Does anyone seriously believe that BHP Billiton et al only decided to hastily suspend their advertising campaign in response to new PM Gillard’s immediate gesture of “good will”?

Does anyone seriously believe that Gillard and/or the ALP “faceless men” did not come to an agreement with the Big 3 miners on the specific issue of stopping their politically damaging TV advertising, prior to the knifing of the prime minister?

If Gillard knew that BHP was prepared to pull its TV advertising campaign on the condition that the mining tax be negotiated from square 1, then why not tell PM Rudd?

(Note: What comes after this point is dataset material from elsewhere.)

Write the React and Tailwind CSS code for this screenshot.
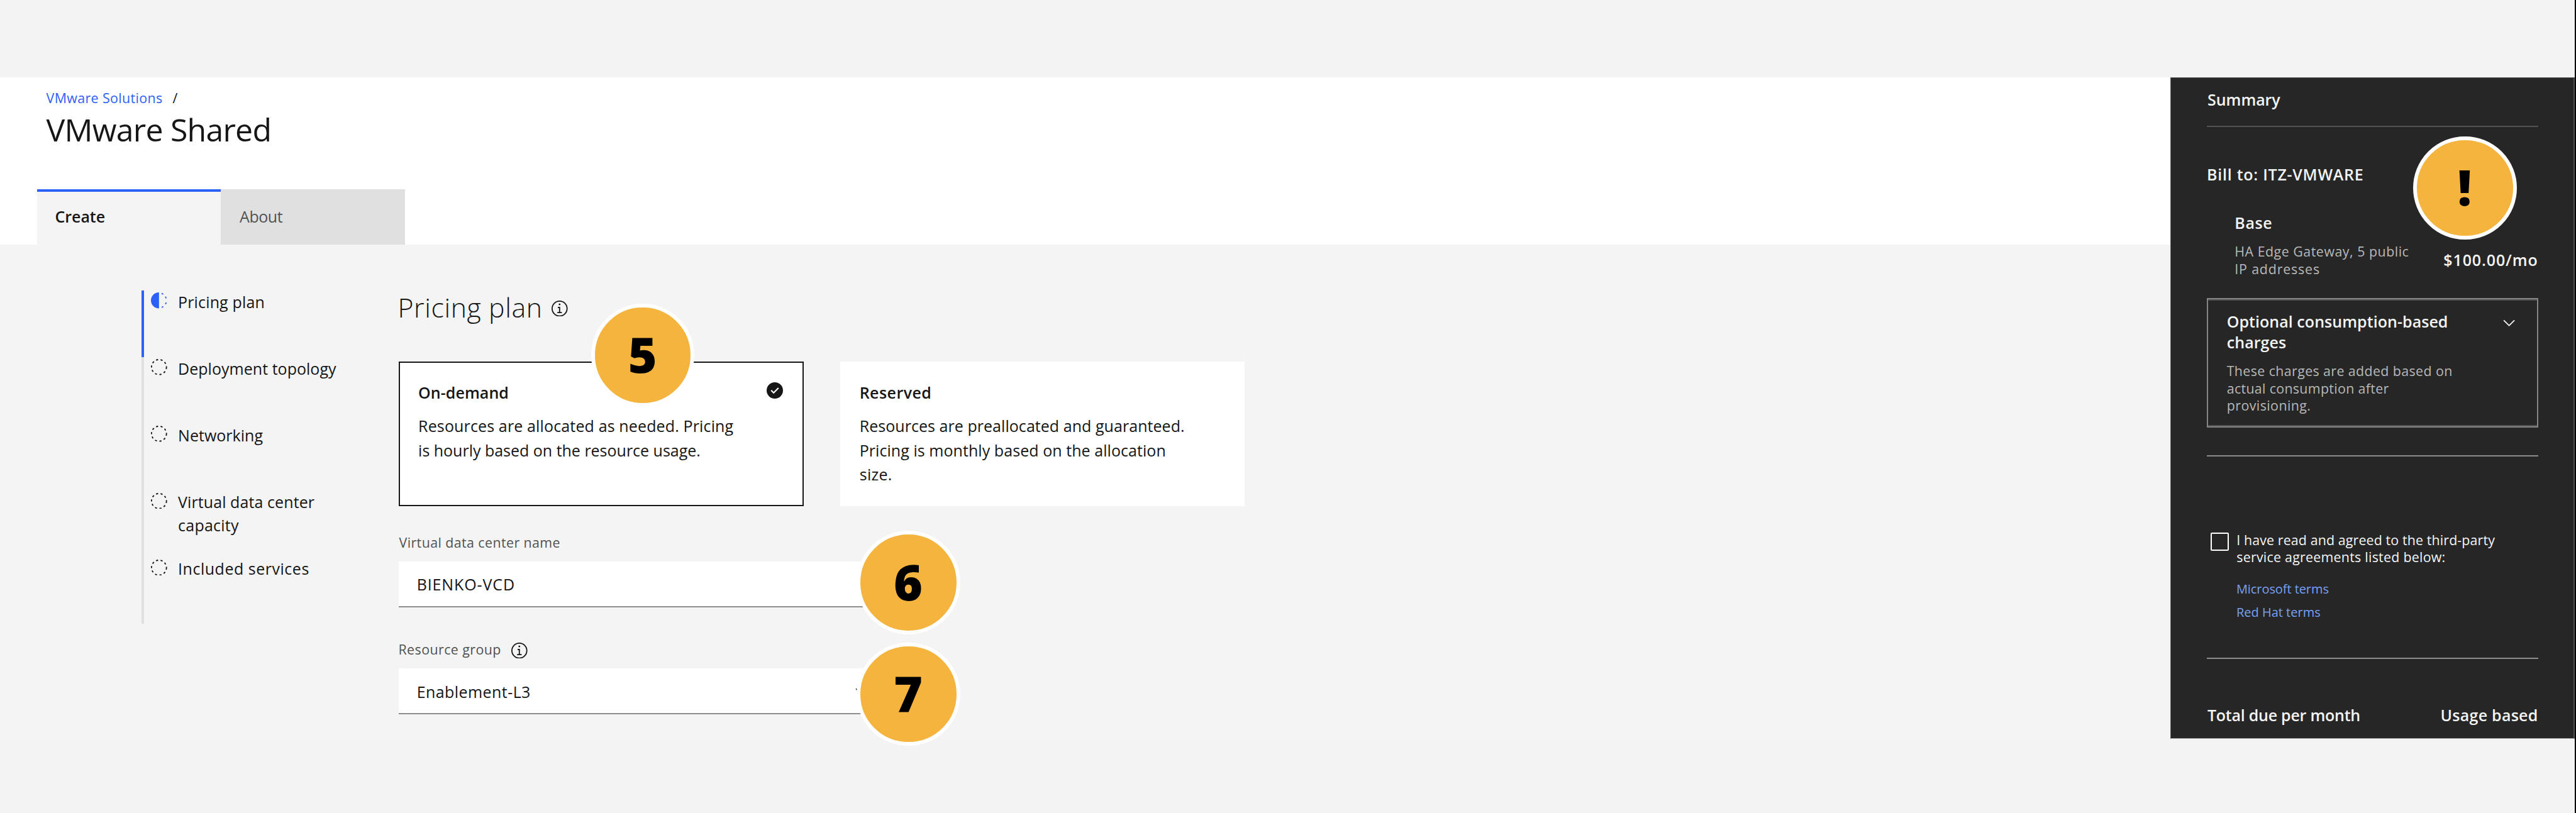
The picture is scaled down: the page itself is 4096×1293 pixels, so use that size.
function Lines({ lines, className }) {
  return (
    <div className={className}>
      {lines.map(([text, tracking]) => (
        <div key={text} className={"whitespace-nowrap " + tracking}>
          {text}
        </div>
      ))}
    </div>
  );
}

function InfoIcon({ className }) {
  return (
    <svg viewBox="1 1 14 14" className={"size-[25.6px] shrink-0 " + className}>
      <circle cx="8" cy="8" r="6.5" fill="none" stroke="currentColor" />
      <path d="M8.5 11V6.5h-2v1h1V11H6v1h4v-1z" fill="currentColor" />
      <circle cx="8" cy="4.35" r="0.8" fill="currentColor" />
    </svg>
  );
}

function CheckIcon({ className }) {
  return (
    <svg viewBox="1 1 14 14" className={"size-[26px] shrink-0 " + className}>
      <circle cx="8" cy="8" r="7" fill="#161616" />
      <path d="M7 10.8 4.5 8.3l.8-.8L7 9.2l3.7-3.7.8.8z" fill="#fff" />
    </svg>
  );
}

function Chevron({ className }) {
  return (
    <svg viewBox="0 0 16 16" className={"size-[29.26px] shrink-0 " + className}>
      <path d="M8 11 3 6l.7-.7L8 9.6l4.3-4.3.7.7z" fill="currentColor" />
    </svg>
  );
}

function StepIcon({ active }) {
  const cls = "ml-[11.9px] mt-[3.7px] size-[25.6px] shrink-0 ";
  if (active) {
    return (
      <svg viewBox="1 1 14 14" className={cls + "text-[#2b61f7]"}>
        <path d="M8 1A7 7 0 0 0 8 15Z" fill="currentColor" />
        <path
          d="M10.22 1.89A6.5 6.5 0 0 1 10.22 14.11"
          fill="none"
          stroke="currentColor"
          pathLength="140"
          strokeDasharray="15 24 15 32 15 24 15 50"
        />
      </svg>
    );
  }
  return (
    <svg viewBox="1 1 14 14" className={cls + "text-[#161616]"}>
      <circle
        cx="8"
        cy="8"
        r="6.5"
        fill="none"
        stroke="currentColor"
        pathLength="100"
        strokeDasharray="4.5 5.5"
      />
    </svg>
  );
}

function Badge({ label, className }) {
  return (
    <div
      className={
        "absolute z-10 flex size-[164.6px] items-center justify-center rounded-full border-[6px] border-white bg-[#f5b43e] pr-[1px] pb-[4px] text-[78.5px] leading-[106px] font-extrabold text-black " +
        className
      }
    >
      {label}
    </div>
  );
}

const steps = [
  [["Pricing plan", "tracking-[0.15px]"]],
  [["Deployment topology", "tracking-[0.03px]"]],
  [["Networking", "tracking-[0.03px]"]],
  [
    ["Virtual data center", "tracking-[0.09px]"],
    ["capacity", "tracking-[0.25px]"],
  ],
  [["Included services", "tracking-[0.52px]"]],
];

function Header() {
  return (
    <header className="flex h-[265.2px] flex-col bg-white">
      <div className="flex gap-[16px] pt-[18px] pl-[73.6px] text-[21.4px] leading-[30px]">
        <span className="tracking-[0.36px] text-[#2b61f7]">VMware Solutions</span>
        <span>/</span>
      </div>
      <h1 className="mt-[4.5px] pl-[73.6px] text-[50px] leading-[60px] tracking-[-0.78px]">
        VMware Shared
      </h1>
      <nav className="mt-auto flex h-[87.8px] pl-[58.5px] text-[25px] leading-[36px]">
        <div className="w-[292.6px] border-t-4 border-[#2b61f7] bg-[#f4f4f4] pt-[21.5px] pl-[29px] font-semibold tracking-[-0.05px]">
          Create
        </div>
        <div className="w-[292.6px] bg-[#e0e0e0] pt-[25.5px] pl-[30px] tracking-[-0.48px] text-[#525252]">
          About
        </div>
      </nav>
    </header>
  );
}

function Progress() {
  return (
    <ol className="ml-[224.9px] w-[409.6px] shrink-0">
      {steps.map((lines, i) => (
        <li key={i} className="flex h-[106.06px]">
          <div
            className={"h-full w-[3.66px] shrink-0 " + (i === 0 ? "bg-[#2b61f7]" : "bg-[#e0e0e0]")}
          />
          <StepIcon active={i === 0} />
          <Lines lines={lines} className="mt-[0.2px] ml-[17px] text-[25px] leading-[37.1px]" />
        </li>
      ))}
    </ol>
  );
}

function PlanForm() {
  return (
    <div>
      <div className="ml-[-2px] flex h-[54px] items-start">
        <h2 className="mt-[0.6px] w-[244.8px] text-[42.8px] leading-[54px] font-light tracking-[0.58px] whitespace-nowrap">
          Pricing plan
        </h2>
        <InfoIcon className="mt-[16px]" />
      </div>
      <div className="mt-[59.4px] flex gap-[57.9px]">
        <section className="relative h-[229.8px] w-[643.5px] border-2 border-[#161616] bg-white pt-[28.2px] pl-[28.6px]">
          <div className="flex justify-between pr-[31.2px]">
            <h3 className="text-[25px] leading-[38px] font-semibold tracking-[0.06px]">On-demand</h3>
            <CheckIcon className="mt-[2.6px]" />
          </div>
          <Lines
            className="mt-[15.2px] text-[25px] leading-[38.4px]"
            lines={[
              ["Resources are allocated as needed. Pricing", "tracking-[0.14px]"],
              ["is hourly based on the resource usage.", "tracking-[-0.01px]"],
            ]}
          />
          <Badge label="5" className="top-[-94.2px] left-[303.4px]" />
        </section>
        <section className="h-[229.8px] w-[643.5px] bg-white pt-[30.2px] pl-[30.8px]">
          <h3 className="text-[25px] leading-[38px] font-semibold tracking-[0.45px]">Reserved</h3>
          <Lines
            className="mt-[15.2px] text-[25px] leading-[38.4px]"
            lines={[
              ["Resources are preallocated and guaranteed.", "tracking-[0.05px]"],
              ["Pricing is monthly based on the allocation", "tracking-[0.06px]"],
              ["size.", "tracking-[0.3px]"],
            ]}
          />
        </section>
      </div>
      <div className="mt-[43.5px] text-[21.4px] leading-[30px] tracking-[0.41px] text-[#525252]">
        Virtual data center name
      </div>
      <div className="relative mt-[14.6px] h-[73.1px] w-[780px] border-b-2 border-[#8d8d8d] bg-white pt-[18px] pl-[28.2px] text-[25px] leading-[36px] tracking-[0.88px]">
        BIENKO-VCD
        <Badge label="6" className="top-[-48.5px] left-[727.8px] tracking-normal" />
      </div>
      <div className="mt-[52.4px] ml-[-1px] flex h-[30px] text-[21.4px] leading-[30px] tracking-[0.42px] text-[#525252]">
        <span className="w-[179.8px]">Resource group</span>
        <InfoIcon className="mt-[3.2px] text-[#161616]" />
      </div>
      <div className="relative mt-[14.5px] flex h-[73.1px] w-[780px] justify-between border-b-2 border-[#8d8d8d] bg-white pt-[18.6px] pr-[30px] pl-[28.2px] text-[25px] leading-[36px]">
        <span className="tracking-[0.43px]">Enablement-L3</span>
        <Chevron className="mt-[3.4px]" />
        <Badge label="7" className="top-[-41.1px] left-[727.8px]" />
      </div>
    </div>
  );
}

function Summary() {
  return (
    <aside className="relative flex w-[643.2px] shrink-0 flex-col border-t border-r-2 border-b border-l border-t-[#5a5e5c] border-r-[#525252] border-b-[#a8a8a8] border-l-[#5a5a5a] bg-[#262626] pr-[56.6px] pl-[57.1px] text-[#f4f4f4]">
      <h2 className="mt-[16.4px] ml-[1px] text-[25px] leading-[34px] font-semibold tracking-[-0.07px]">
        Summary
      </h2>
      <div className="mt-[25.4px] h-[2px] bg-[#525252]" />
      <div className="mt-[58.3px] text-[25px] leading-[34px] font-semibold tracking-[0.74px]">
        Bill to: ITZ-VMWARE
      </div>
      <div className="mt-[42.8px] ml-[44.2px] text-[25px] leading-[34px] font-semibold tracking-[0.6px]">
        Base
      </div>
      <div className="mt-[14.9px] ml-[44.2px] flex h-[54.4px] justify-between">
        <Lines
          className="text-[21.4px] leading-[27.4px] text-[#b8b8b8]"
          lines={[
            ["HA Edge Gateway, 5 public", "tracking-[0.5px]"],
            ["IP addresses", "tracking-[0.82px]"],
          ]}
        />
        <div className="mt-[9.9px] text-[25px] leading-[34px] font-semibold tracking-[0.88px]">
          $100.00/mo
        </div>
      </div>
      <div className="mt-[33px] h-[206.6px] border-2 border-[#858585]">
        <div className="flex h-full justify-between border-y-2 border-[#525252] pt-[17.6px] pr-[29px] pl-[29.6px]">
          <div>
            <Lines
              className="text-[25px] leading-[32.9px] font-semibold"
              lines={[
                ["Optional consumption-based", "tracking-[0.05px]"],
                ["charges", "tracking-[0.07px]"],
              ]}
            />
            <Lines
              className="mt-[15.3px] text-[21.4px] leading-[27.5px] text-[#b8b8b8]"
              lines={[
                ["These charges are added based on", "tracking-[0.38px]"],
                ["actual consumption after", "tracking-[0.32px]"],
                ["provisioning.", "tracking-[0.43px]"],
              ]}
            />
          </div>
          <Chevron className="mt-[4.2px]" />
        </div>
      </div>
      <div className="mt-[43.9px] h-[2px] bg-[#8d8d8d]" />
      <div className="mt-[118.9px] ml-[5.4px] flex">
        <div className="mt-[1.6px] size-[29.3px] shrink-0 rounded-[2px] border-2 border-white" />
        <Lines
          className="ml-[12.4px] text-[21.4px] leading-[27.5px]"
          lines={[
            ["I have read and agreed to the third-party", "tracking-[0.12px]"],
            ["service agreements listed below:", "tracking-[0.25px]"],
          ]}
        />
      </div>
      <Lines
        className="mt-[19.2px] ml-[46.8px] text-[20px] leading-[36.6px] text-[#78a1f5]"
        lines={[
          ["Microsoft terms", "tracking-[-0.07px]"],
          ["Red Hat terms", "tracking-[0px]"],
        ]}
      />
      <div className="mt-[53.6px] h-[2px] bg-[#8d8d8d]" />
      <div className="mt-[71.8px] flex justify-between text-[25px] leading-[34px] font-semibold">
        <span className="ml-[0.8px] tracking-[-0.24px]">Total due per month</span>
        <span className="tracking-[0.26px]">Usage based</span>
      </div>
      <Badge label="!" className="top-[92.3px] left-[385.2px]" />
    </aside>
  );
}

export default function App() {
  return (
    <div className="flex h-[1293px] w-[4096px] overflow-hidden bg-[#f3f3f3] font-['Open_Sans','Noto_Sans',sans-serif] text-[#161616]">
      <div className="flex grow flex-col">
        <div className="h-[123.4px] shrink-0" />
        <div className="flex h-[1051.5px]">
          <div className="flex grow flex-col">
            <Header />
            <main className="flex grow bg-[#f4f4f4] pt-[73.1px]">
              <Progress />
              <PlanForm />
            </main>
          </div>
          <Summary />
        </div>
      </div>
      <div className="w-[1.8px] shrink-0 bg-black" />
    </div>
  );
}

If Gillard knew that BHP – a foreign-owned mining corporation – was prepared to pull its TV advertising campaign on the condition that a democratically-elected PM be removed from office, why not tell PM Rudd?

Why not help the national leader to whom you had repeatedly and publicly declared your loyalty, with devising a strategy to deal with this foreign corporate “threat to democracy”? (Swan’s words, directed at Aussie miners)

Why challenge for the leadership … other than out of sheer greed and selfish opportunism, a preparedness to sell out the best interests of the nation’s citizens (and the very concepts of representative democracy and national sovereignty) for the fulfillment of your own naked ambition?

The widely-propagated story that Julia Gillard, the loyal deputy PM, the Great Negotiator, reluctantly agreed to be elevated to the prime ministership because “a good government has lost its way”, and only then made a brilliant, impromptu gesture of good will towards the Big 3 foreign-owned mining giants by suspending the government’s TV advertising and calling on them to do the same, simply does not pass the sniff test.